Rocco Bergers »Oil Painting« ist gerade in dem Punkt bemerkenswert, daß es sich ganz seines Schöpfers entsagt: Kein versierter Meister, kein erfahrener Künstler ist nötig, um dieses Ölgemälde zu erschaffen. »Oil Painting« ist sein eigener Maler, ist Ergebnis eines technologischen Konstrukts, das die menschliche Hilfe nur braucht, um ins Leben gerufen zu werden. Berger hält sich zwar aus dem eigentlichen Malprozess heraus, allerdings ist er in einem Punkt überaus präsent: Dem beißenden Sarkasmus, ein Ölgemälde – Inbegriff der Hochkultur – mit gewöhnlichem Altöl den technischen Möglichkeiten zu unterwerfen. Darin erkennt man mitunter eine offene, düstere Auslegung Walter Benjamins oder fühlt sich auch einfach nur in eine Kfz-Werkstatt versetzt. Der Ölgestank jedenfalls dürfte das eine wie auch das andere begünstigen.
»Melody Malady«, © Simon Dybbroe Møller
Wer sich mit dem theoretischen Überbau des bürgerlichen Kunstbegriff schwer tun, der wird an Simon Dybbroe Møllers Performance gefallen finden. In »Melody Malady« sitzt ein junger Mann an einem Flügel, allerlei klassische Literatur und Meilensteine der Philosophie sind auch versammelt. Er liest in einem der Bücher, man sieht ihm die Anstrengung über der trockenen Lektüre an. Jedes Mal, wenn ein entsprechender Buchstabe im Text erscheint, spielt er einen Ton.
So erfüllt eine apathische Melodie den Ostflügel des Hamburger Bahnhofs und erzählt von der Tristesse der humanistischen Bildung. Auch sonst widmet sich der Ausstellungsteil an der Invalidenstraße den Schattenseiten der gutbürgerlichen Kultur und den klassischen Kunstbegriffen. Maria Loboda etwa häuft auf einem nobel geschmückten Esstisch 118 säuberlich gerollte Servietten an und lässt sie als Träger eines Codes eine andere Sprache sprechen. Shahryar Nashat inszeniert ein Reiterdenkmal ohne Reiter, einen Sockel, der seine Funktion überdauert.
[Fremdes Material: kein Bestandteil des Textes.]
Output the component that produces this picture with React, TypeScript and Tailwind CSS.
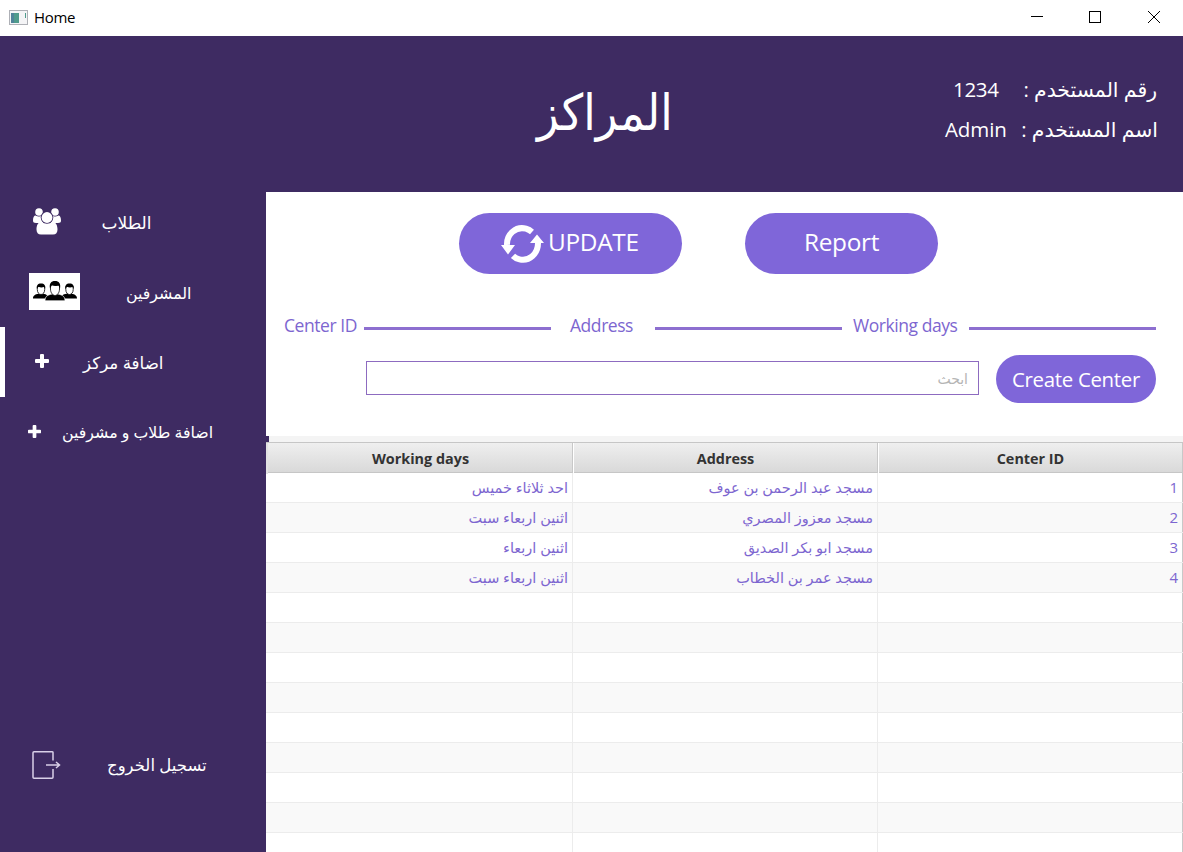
import type { ReactNode } from "react";

const rows = [
  { days: "احد ثلاثاء خميس", address: "مسجد عبد الرحمن بن عوف", id: "1" },
  { days: "اثنين اربعاء سبت", address: "مسجد معزوز المصري", id: "2" },
  { days: "اثنين اربعاء", address: "مسجد ابو بكر الصديق", id: "3" },
  { days: "اثنين اربعاء سبت", address: "مسجد عمر بن الخطاب", id: "4" },
  ...Array.from({ length: 9 }, () => ({ days: "", address: "", id: "" })),
];

function TitleBar() {
  return (
    <div className="flex h-9 shrink-0 items-center bg-white text-black">
      <svg className="-mt-[2px] ml-[9px] h-[15px] w-[19px]" viewBox="0 0 19 15">
        <rect x=".5" y=".5" width="18" height="14" fill="#f4f4f6" stroke="#aeb0b6" />
        <rect x="2" y="3" width="8" height="10" fill="#4f9b8c" />
        <path d="M2 3h3v10H2z" fill="#4f8399" />
        <path d="M16.500 3v5" stroke="#4f9b8c" />
      </svg>
      <span className="-mt-[2px] ml-[6px] text-[15px] tracking-[-0.3px]">Home</span>
      <svg className="ml-auto h-9 w-[153px]" viewBox="0 0 153 36" fill="none" stroke="#000">
        <path d="M1 16.500h12" />
        <rect x="59.500" y="11.500" width="11" height="11" />
        <path d="M118 11l12 12M130 11l-12 12" />
      </svg>
    </div>
  );
}

function Header() {
  return (
    <header className="flex h-[156px] shrink-0 text-white">
      <h1 className="ml-[536px] w-[144px] scale-x-[0.9] pt-[39px] text-center text-[50px] leading-[72px] whitespace-nowrap" dir="rtl">
        المراكز
      </h1>
      <div className="ml-auto flex flex-col pt-[33px] text-[20.400px] leading-10 whitespace-nowrap">
        <div className="flex h-10">
          <span className="w-[78px] text-[20.500px] tracking-[-0.3px]">1234</span>
          <span className="w-[152px] pr-[26px] text-right" dir="rtl">رقم المستخدم :</span>
        </div>
        <div className="flex h-10">
          <span className="-ml-2 w-[86px] text-[20.500px] tracking-[-0.1px]">Admin</span>
          <span className="w-[152px] pr-[25px] text-right" dir="rtl">اسم المستخدم :</span>
        </div>
      </div>
    </header>
  );
}

function StudentsIcon() {
  return (
    <svg className="-mt-px h-[27px] w-7" viewBox="0 0 28 27" fill="#fff">
      <circle cx="6" cy="4" r="3.800" />
      <circle cx="22" cy="4" r="3.800" />
      <path d="M0 12.500c0-3 .8-5 2.700-5 1.500 1 4.300 1.300 6.300.5C8.500 11 9 13 10.500 15H3C1 15 0 14.300 0 12.500zM28 12.500c0-3-.8-5-2.700-5-1.500 1-4.300 1.300-6.300.5.500 3 0 5-1.500 7H25c2 0 3-.7 3-2.500z" />
      <circle cx="14" cy="9.500" r="6.300" fill="#3e2b62" />
      <circle cx="14" cy="9.500" r="5.400" />
      <path d="M3.500 21.500c0-4 1.500-7.500 5-7.500 3.500 2.300 7.500 2.300 11 0 3.500 0 5 3.500 5 7.500 0 3-1.500 5-4.500 5H8c-3 0-4.500-2-4.500-5z" />
    </svg>
  );
}

function SupervisorsIcon() {
  return (
    <svg className="-mt-px h-[37px] w-[51px] bg-white" viewBox="0 0 51 37">
      <path d="M4 25.500c0-2.500 1.500-4 6-5h4c4 1 5 2.500 5 5zM32 25.500c0-2.500 1.500-4 6-5h4c4.500 1 6 2.500 6 5z" />
      <path d="M8.300 13.500v3c0 3 1.700 5 3.700 5s3.700-2 3.700-5v-3zM36.800 13.500v3c0 3 1.700 5 3.700 5s3.700-2 3.700-5v-3z" fill="#fff" stroke="#000" strokeWidth=".8" />
      <path d="M8 16c-.8-3.500.8-5.500 4-5.500s5 2 4 5.500l-1-2c-2 .8-4 .5-5.500-.3zM36.500 16c-.8-3.500.8-5.500 4-5.500s5 2 4 5.500l-1-2c-2 .8-4 .5-5.500-.3z" />
      <path d="M16 27.800c0-4 2-5.800 7-6.800h6c5 1 7 2.800 7 6.800z" stroke="#fff" strokeWidth=".7" />
      <path d="M21.500 12v4c0 4 2.500 6.500 4.500 6.500s4.500-2.500 4.500-6.500v-4z" fill="#fff" stroke="#000" strokeWidth=".8" />
      <path d="M21 15.500C20 10.500 22 8 26 8s6 2.500 5 7.500l-1.500-3c-2 .8-4.500.5-6.500-.5z" />
    </svg>
  );
}

function PlusIcon({ className }: { className: string }) {
  return (
    <svg className={className} viewBox="0 0 14 14" fill="#fff">
      <path d="M6 0h2q1 0 1 1v4h4q1 0 1 1v2q0 1-1 1H9v4q0 1-1 1H6q-1 0-1-1V9H1Q0 9 0 8V6q0-1 1-1h4V1q0-1 1-1z" />
    </svg>
  );
}

function SideItem({ icon, label, iconClass, labelClass, active }: {
  icon: ReactNode; label: string; iconClass: string; labelClass: string; active?: boolean;
}) {
  return (
    <div className={active ? "flex h-[70px] items-center border-l-[5px] border-white" : "flex h-[70px] items-center border-l-[5px] border-transparent"}>
      <span className={iconClass}>{icon}</span>
      <span className={labelClass} dir="rtl">{label}</span>
    </div>
  );
}

function Sidebar() {
  return (
    <nav className="flex w-[266px] shrink-0 flex-col whitespace-nowrap text-white">
      <div className="-mt-[5px]">
        <SideItem icon={<StudentsIcon />} label="الطلاب" iconClass="ml-[27.500px] w-[69px]" labelClass="pt-[2px] text-[17px]" />
        <SideItem icon={<SupervisorsIcon />} label="المشرفين" iconClass="ml-6 w-[97px]" labelClass="pt-[4px] text-[15.800px]" />
        <SideItem active icon={<PlusIcon className="-mt-[2px] size-[14px]" />} label="اضافة مركز" iconClass="ml-[30px] w-[48px]" labelClass="pt-[2px] text-[16.700px]" />
        <SideItem icon={<PlusIcon className="-mt-px size-[13px]" />} label="اضافة طلاب و مشرفين" iconClass="ml-[22.500px] w-[34.500px]" labelClass="pt-px text-[15.800px]" />
      </div>
      <div className="mt-[263px]">
        <SideItem
          icon={
            <svg className="h-[28px] w-[29px]" viewBox="0 0 29 28" fill="none" stroke="#d9d0e8" strokeWidth="1.500">
              <path d="M21 9.500V1.500Q21 .8 20 .8H2Q1 .8 1 1.800v24.400q0 1 1 1h18q1 0 1-1V18M14 14h13M24 11l3.500 3-3.500 3" />
            </svg>
          }
          label="تسجيل الخروج"
          iconClass="ml-[27px] w-[75px]"
          labelClass="text-[16.500px]"
        />
      </div>
    </nav>
  );
}

function Toolbar() {
  return (
    <section className="h-[244px] shrink-0">
      <div className="flex pt-[21px] pl-[193px] text-[24.400px] tracking-[-0.3px] text-white">
        <button className="flex h-[61px] w-[223px] items-center rounded-full bg-[#7f66d9] pl-[41px]">
          <svg className="h-[38px] w-[45px]" viewBox="0 0 45 38">
            <g fill="none" stroke="#fff" strokeWidth="6">
              <path d="M7 20C6.500 9 16 1 26 3.700c2.500.8 4.500 2 6 3.300" />
              <path d="M38 17c.5 12-9 19.500-18.500 17.300-3-.7-5-2-6.500-3.500" />
            </g>
            <path d="M1 20h14l-7 9.500zM30 18h14l-7-8.500z" fill="#fff" />
          </svg>
          <span className="-mt-[2px] ml-[3px]">UPDATE</span>
        </button>
        <button className="ml-[63px] h-[61px] w-[193px] rounded-full bg-[#7f66d9] pb-[2px]">Report</button>
      </div>
      <div className="mt-[36px] flex h-[30px] items-center text-[17.500px] tracking-[-0.450px] whitespace-nowrap text-[#7d66d0]">
        <span className="ml-[18px] w-[80px]">Center ID</span>
        <span className="mt-[6px] h-[3px] w-[187px] bg-[#8d6fd0]" />
        <span className="ml-[19px] w-[85px]">Address</span>
        <span className="mt-[6px] h-[3px] w-[187px] bg-[#8d6fd0]" />
        <span className="ml-[11px] w-[116px]">Working days</span>
        <span className="mt-[6px] h-[3px] w-[187px] bg-[#8d6fd0]" />
      </div>
      <div className="mt-[13px] flex h-[50px] items-center">
        <input
          dir="rtl"
          placeholder="ابحث"
          className="ml-[100px] h-[34px] w-[613px] border border-[#8d6bc0] bg-white px-[10px] text-[14px] outline-none placeholder:text-[#b5b5b5]"
        />
        <button className="mt-[2px] ml-[17px] h-[48px] w-[160px] rounded-full bg-[#7f66d9] text-[20.400px] tracking-[-0.3px] whitespace-nowrap text-white">
          Create Center
        </button>
      </div>
    </section>
  );
}

function CentersTable() {
  return (
    <section className="border-t-[6px] border-[#f4f4f4]">
      <div className="grid h-[31px] grid-cols-[307px_305px_305px] border-y border-[#c6c6c6] bg-linear-to-b from-[#efefef] to-[#d9d9d9] text-center text-[14.400px] leading-[31px] font-bold text-[#333]">
        <span className="border-r border-l-2 border-[#c8c8c8] border-l-[#e2e2e2] pl-px">Working days</span>
        <span className="border-r border-l border-[#c8c8c8] border-l-white">Address</span>
        <span className="border-r border-l border-[#c8c8c8] border-l-white">Center ID</span>
      </div>
      {rows.map((row, i) => (
        <div
          key={i}
          className="grid h-[30px] grid-cols-[307px_305px_305px] border-b border-[#ececec] bg-white text-right text-[14.500px] leading-[29px] whitespace-nowrap text-[#7d66d0] odd:bg-[#f9f9f9]"
        >
          <span className="border-r border-[#ececec] pr-[4px]">{row.days}</span>
          <span className="border-r border-[#ececec] pr-[4px]">{row.address}</span>
          <span className="border-r border-[#c8c8c8] pr-[4px] text-[15px]">{row.id}</span>
        </div>
      ))}
    </section>
  );
}

export default function App() {
  return (
    <div className="flex h-[852px] w-[1183px] flex-col overflow-hidden bg-[#3e2b62] font-['Open_Sans','DejaVu_Sans',sans-serif]">
      <TitleBar />
      <Header />
      <div className="flex min-h-0 flex-1">
        <Sidebar />
        <main className="flex w-[917px] flex-col overflow-hidden bg-white">
          <div className="relative flex flex-col">
            <Toolbar />
            <span className="absolute top-[244px] left-0 z-10 h-[6px] w-[3px] bg-[#3e2b62]" />
          </div>
          <CentersTable />
        </main>
      </div>
    </div>
  );
}
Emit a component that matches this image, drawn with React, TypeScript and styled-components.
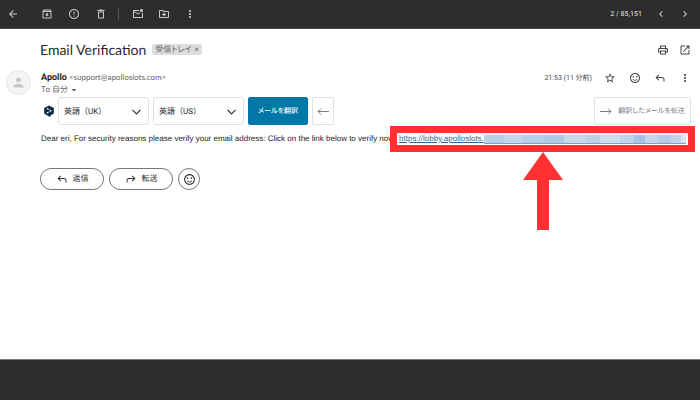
import React from 'react';
import styled, { createGlobalStyle } from 'styled-components';
import {
  MdArrowBack,
  MdArrowDropDown,
  MdChevronLeft,
  MdChevronRight,
  MdErrorOutline,
  MdMoreVert,
  MdOpenInNew,
  MdOutlineArchive,
  MdOutlineDelete,
  MdOutlineDriveFileMove,
  MdOutlineMarkEmailUnread,
  MdOutlinePrint,
  MdOutlineSentimentSatisfied,
  MdPerson,
  MdStarBorder,
} from 'react-icons/md';

const GlobalStyle = createGlobalStyle`
  *, *::before, *::after { box-sizing: border-box; }
  body {
    margin: 0;
    background: #fff;
    color: #222;
    font-family: Roboto, "Noto Sans CJK JP", sans-serif;
    font-size: 8px;
    text-rendering: geometricPrecision;
  }
  button, select { font: inherit; color: inherit; margin: 0; text-rendering: inherit; }
  h1, p { margin: 0; font-weight: 400; }
`;

const Page = styled.div`
  min-height: 100vh;
  display: flex;
  flex-direction: column;
`;

const Toolbar = styled.header`
  display: flex;
  align-items: center;
  height: 29px;
  padding: 0 8px 0 5px;
  background: #2d2d2d;
  border-bottom: 1px solid #484848;
  color: #c9c9c9;
`;

const ToolGroup = styled.div<{ $gap: number; $start?: number }>`
  display: flex;
  align-items: center;
  gap: ${(p) => p.$gap}px;
  margin-left: ${(p) => p.$start ?? 0}px;
`;

const Divider = styled.span`
  width: 1px;
  height: 12px;
  margin-left: 10px;
  background: #555;
`;

const Counter = styled.span`
  margin-left: auto;
  font-size: 7px;
  font-weight: 500;
`;

const DateText = styled.span`
  font-size: 7px;
`;

const IconButton = styled.button`
  display: flex;
  align-items: center;
  justify-content: center;
  width: 15px;
  height: 15px;
  padding: 0;
  border: 0;
  background: none;
  font-size: 12px;
`;

const Main = styled.main`
  flex: 1;
  padding: 12px 8px 0 0;
`;

const TitleRow = styled.div`
  display: flex;
  align-items: center;
  gap: 6px;
  height: 17px;
  padding-left: 40px;
`;

const Title = styled.h1`
  font-family: Lato, sans-serif;
  font-size: 14px;
  line-height: 17px;
  color: #2a2a2a;
`;

const Label = styled.span`
  display: flex;
  align-items: center;
  gap: 3px;
  height: 11px;
  padding: 0 3px;
  border-radius: 2px;
  background: #ddd;
  color: #666;
  line-height: 11px;
  font-feature-settings: "palt";
`;

const LabelClose = styled.button`
  padding: 0;
  border: 0;
  background: none;
  line-height: 11px;
`;

const Actions = styled.div<{ $gap: number }>`
  display: flex;
  align-items: center;
  gap: ${(p) => p.$gap}px;
  margin-left: auto;
  color: #444;
`;

const SenderRow = styled.div`
  display: flex;
  align-items: flex-start;
  margin-top: 12px;
  height: 26px;
`;

const Avatar = styled.div`
  display: flex;
  align-items: center;
  justify-content: center;
  width: 25px;
  height: 25px;
  margin: 0 10px 0 6px;
  border: 1px solid #e6e6e6;
  border-radius: 50%;
  background: #f4f4f4;
  color: #c8c8c8;
  font-size: 15px;
`;

const Sender = styled.div`
  padding-top: 1px;
  line-height: 12px;
  color: #666;
`;

const Name = styled.strong`
  font-size: 9px;
  font-weight: 700;
  color: #1f1f1f;
`;

const Address = styled.span`
  font-family: Lato, sans-serif;
`;

const Recipient = styled.div`
  display: flex;
  align-items: center;
`;

const Content = styled.div`
  padding: 0 1px 0 40px;
`;

const TranslateBar = styled.div`
  display: flex;
  align-items: center;
  gap: 4px;
  margin-top: 1px;
  padding-left: 4px;
`;

const Logo = styled.svg`
  width: 10px;
  height: 12px;
`;

const SelectBox = styled.label`
  position: relative;
  display: block;
  width: 91px;
  height: 28px;
`;

const Select = styled.select`
  appearance: none;
  width: 100%;
  height: 100%;
  padding: 0 24px 0 5px;
  border: 1px solid #e0e0e0;
  border-radius: 3px;
  background: #fff;
  color: #222;
`;

const Chevron = styled.svg`
  position: absolute;
  top: 12px;
  right: 8px;
  width: 9px;
  height: 6px;
  pointer-events: none;
`;

const BarButton = styled.button<{ $kind: 'primary' | 'plain' }>`
  display: flex;
  align-items: center;
  justify-content: center;
  gap: 6px;
  height: 28px;
  padding: 0 4px;
  border: 1px solid ${(p) => (p.$kind === 'primary' ? '#0077a6' : '#e0e0e0')};
  border-radius: 2px;
  background: ${(p) => (p.$kind === 'primary' ? '#0077a6' : '#fff')};
  color: ${(p) => (p.$kind === 'primary' ? '#fff' : '#777d84')};
  font-size: 7px;
  font-feature-settings: "palt";
  white-space: nowrap;
`;

const TranslateButton = styled(BarButton)`
  width: 60px;
  font-weight: 500;
`;

const ForwardTranslated = styled(BarButton)`
  margin-left: auto;
  min-width: 97px;
`;

const LongArrow = styled.svg`
  width: 12px;
  height: 8px;
`;

const Message = styled.div`
  display: flex;
  align-items: center;
  gap: 5px;
  margin-top: 8px;
  padding: 0 5px 0 1px;
  height: 12px;
  font-family: "Liberation Sans", Arial, sans-serif;
  line-height: 12px;
  white-space: nowrap;
`;

const LinkArea = styled.div`
  position: relative;
  display: flex;
  flex: 1;
  height: 12px;
`;

const Link = styled.a`
  display: flex;
  align-items: center;
  flex: 1;
  color: #2c6699;
`;

const Mosaic = styled.span`
  display: flex;
  flex: 1;
  height: 9px;
  border-bottom: 1px solid #7f9fc4;
`;

const Tile = styled.span<{ $grow: number; $color: string }>`
  flex: ${(p) => p.$grow};
  background: ${(p) => p.$color};
`;

const Highlight = styled.div`
  position: absolute;
  inset: -7px -9px;
  border: 7px solid #ff3131;
  pointer-events: none;
`;

const Pointer = styled.svg`
  position: absolute;
  top: 19px;
  left: 50%;
  width: 40px;
  height: 78px;
  margin-left: -20px;
`;

const Replies = styled.div`
  display: flex;
  gap: 5px;
  margin-top: 23px;
`;

const Pill = styled.button`
  display: flex;
  align-items: center;
  justify-content: center;
  gap: 5px;
  min-width: 64px;
  height: 22px;
  padding: 0;
  border: 1px solid #777;
  border-radius: 11px;
  background: #fff;
  color: #333;
  line-height: 12px;
`;

const RoundButton = styled(Pill)`
  min-width: 22px;
  font-size: 13px;
`;

const Footer = styled.footer`
  height: 41px;
  background: #2d2d2d;
  border-top: 1px solid #777;
`;

const TurnArrow = ({ flip = false }: { flip?: boolean }) => (
  <svg width="12" height="12" viewBox="0 -960 960 960" fill="currentColor" aria-hidden="true">
    <path
      transform={flip ? 'translate(960 0) scale(-1 1)' : undefined}
      d="M760-200v-160q0-50-35-85t-85-35H273l144 144-57 56-240-240 240-240 57 56-144 144h367q83 0 141.5 58.5T840-360v160h-80Z"
    />
  </svg>
);

const Arrow = ({ left = false }: { left?: boolean }) => (
  <LongArrow viewBox="0 0 12 8" fill="none" stroke="currentColor" aria-hidden="true">
    <path d={left ? 'M12 4.5H1M4 1.5L1 4.5L4 7.5' : 'M0 4.5H11M8 1.5L11 4.5L8 7.5'} />
  </LongArrow>
);

const LanguageSelect = ({ label, value }: { label: string; value: string }) => (
  <SelectBox>
    <Select aria-label={label} defaultValue={value}>
      <option>{value}</option>
    </Select>
    <Chevron viewBox="0 0 9 6" fill="none" stroke="#333" strokeWidth="1.2">
      <path d="M0.5 0.8L4.5 4.8L8.5 0.8" />
    </Chevron>
  </SelectBox>
);

const tiles: [number, string][] = [
  [20, '#b9d0e9'],
  [20, '#c2d5eb'],
  [22, '#b8cee8'],
  [19, '#b3cae6'],
  [22, '#c9d9ec'],
  [14, '#bdd1e9'],
  [20, '#cddcee'],
  [15, '#bfd3ea'],
  [11, '#a9c3e4'],
  [14, '#c5d6ec'],
  [12, '#b6cbe7'],
  [10, '#c2d3ea'],
  [5, '#d8e3f1'],
];

export default function App() {
  return (
    <Page>
      <GlobalStyle />
      <Toolbar>
        <IconButton aria-label="戻る"><MdArrowBack /></IconButton>
        <ToolGroup $gap={12} $start={19}>
          <IconButton aria-label="アーカイブ"><MdOutlineArchive /></IconButton>
          <IconButton aria-label="迷惑メールを報告"><MdErrorOutline /></IconButton>
          <IconButton aria-label="削除"><MdOutlineDelete /></IconButton>
        </ToolGroup>
        <Divider />
        <ToolGroup $gap={11} $start={11}>
          <IconButton aria-label="未読にする"><MdOutlineMarkEmailUnread /></IconButton>
          <IconButton aria-label="移動"><MdOutlineDriveFileMove /></IconButton>
          <IconButton aria-label="その他"><MdMoreVert /></IconButton>
        </ToolGroup>
        <Counter>2 / 85,151</Counter>
        <ToolGroup $gap={9} $start={11}>
          <IconButton aria-label="前へ"><MdChevronLeft /></IconButton>
          <IconButton aria-label="次へ"><MdChevronRight /></IconButton>
        </ToolGroup>
      </Toolbar>

      <Main>
        <TitleRow>
          <Title>Email Verification</Title>
          <Label>
            受信トレイ
            <LabelClose aria-label="ラベルを削除">×</LabelClose>
          </Label>
          <Actions $gap={7}>
            <IconButton aria-label="印刷"><MdOutlinePrint /></IconButton>
            <IconButton aria-label="新しいウィンドウ"><MdOpenInNew /></IconButton>
          </Actions>
        </TitleRow>

        <SenderRow>
          <Avatar><MdPerson /></Avatar>
          <Sender>
            <div><Name>Apollo</Name> <Address>&lt;support@apolloslots.com&gt;</Address></div>
            <Recipient>To 自分 <MdArrowDropDown size={12} /></Recipient>
          </Sender>
          <Actions $gap={10}>
            <DateText>21:53 (11 分前)</DateText>
            <IconButton aria-label="スター"><MdStarBorder /></IconButton>
            <IconButton aria-label="リアクション"><MdOutlineSentimentSatisfied /></IconButton>
            <IconButton aria-label="返信"><TurnArrow /></IconButton>
            <IconButton aria-label="その他"><MdMoreVert /></IconButton>
          </Actions>
        </SenderRow>

        <Content>
          <TranslateBar>
            <Logo viewBox="0 0 10 12" aria-hidden="true">
              <path d="M5 0.4L9.8 3V8.6L6.4 10.5V12L4.6 11.3L0.2 8.6V3Z" fill="#0f2b46" />
              <path d="M3.6 3.8L6.8 5.8L3.6 7.8" fill="none" stroke="#fff" strokeWidth="0.6" />
              <circle cx="3.6" cy="3.8" r="0.8" fill="#fff" />
              <circle cx="6.8" cy="5.8" r="0.8" fill="#fff" />
              <circle cx="3.6" cy="7.8" r="0.8" fill="#fff" />
            </Logo>
            <LanguageSelect label="翻訳元の言語" value="英語（UK）" />
            <LanguageSelect label="翻訳先の言語" value="英語（US）" />
            <TranslateButton $kind="primary">メールを翻訳</TranslateButton>
            <BarButton $kind="plain" aria-label="元に戻す"><Arrow left /></BarButton>
            <ForwardTranslated $kind="plain"><Arrow />翻訳したメールを転送</ForwardTranslated>
          </TranslateBar>

          <Message>
            <p>Dear eri, For security reasons please verify your email address: Click on the link below to verify now</p>
            <LinkArea>
              <Link href="#verify">
                https://lobby.apolloslots.
                <Mosaic>
                  {tiles.map(([grow, color], i) => (
                    <Tile key={i} $grow={grow} $color={color} />
                  ))}
                </Mosaic>
              </Link>
              <Highlight />
              <Pointer viewBox="0 0 40 78" aria-hidden="true">
                <path d="M20 0L40 28H26V78H14V28H0Z" fill="#ff3131" />
              </Pointer>
            </LinkArea>
          </Message>

          <Replies>
            <Pill><TurnArrow />返信</Pill>
            <Pill><TurnArrow flip />転送</Pill>
            <RoundButton aria-label="リアクションを追加"><MdOutlineSentimentSatisfied /></RoundButton>
          </Replies>
        </Content>
      </Main>
      <Footer />
    </Page>
  );
}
Nina Beier dagegen schließt den Kreis und baut aus geköpften Statuen Regalsysteme, die wiederum in ihrer Gänze den Charakter einer Skulptur einnehmen.
based in Berlin
So verfolgt jeder der fünf Standorte eine andere Richtung: Der Neue Berliner Kunstverein zeigt vornehmlich Videoarbeiten und widmet sich narrativen Schemata, die Berlinische Galerie dokumentiert einen pikanten archäologischen Fund und seine weitreichenden Folgen, während das KW Institut wie auch das Atelierhaus im Monbijoupark eine bunte Mischung verschiedener Stile und Ansätze präsentieren. Diese Schwerpunkte erleichtern jedenfalls den portionierten Kunstgenuss ungemein.
Bei all dieser Vielfalt vermisst man doch den roten Faden, obgleich Jakob Schillinger klar stellt, daß es sich bei »based in Berlin« bewusst um keine kuratierte Auswahl handle. So entdeckt man zwar jede der ausgestellten Arbeiten für sich allein genommen, ist aber nach einem Besuch aller Ausstellungsorte schnell erschöpft. Ein Blick auf die Website oder in den Katalog lohnt in jedem Falle; so lässt sich jedenfalls am besten abschätzen, welche der vielen Beiträge am interessantesten scheinen. Aber auch wenn »based in Berlin« ein breites Spektrum Berliner Gegenwartskunst zeigt: Sofort begeistern können mehrheitlich leider nur die Künstler, die auch vorher schon einen Namen hatten – viele Neuentdeckungen sollte man jedenfalls nicht erwarten.
Eine Frage kann jedoch auch »based in Berlin« nicht klären: Wie kann diese Stadt die hier produzierte Kunst umfassend und ansprechend präsentieren und dabei ihrer Rolle als Kunstmetropole gerecht werden? Die jüngste Übersichtsschau deutet immerhin eines an: Leicht wird es nicht. Dafür ist einfach zu viel los in dieser Stadt.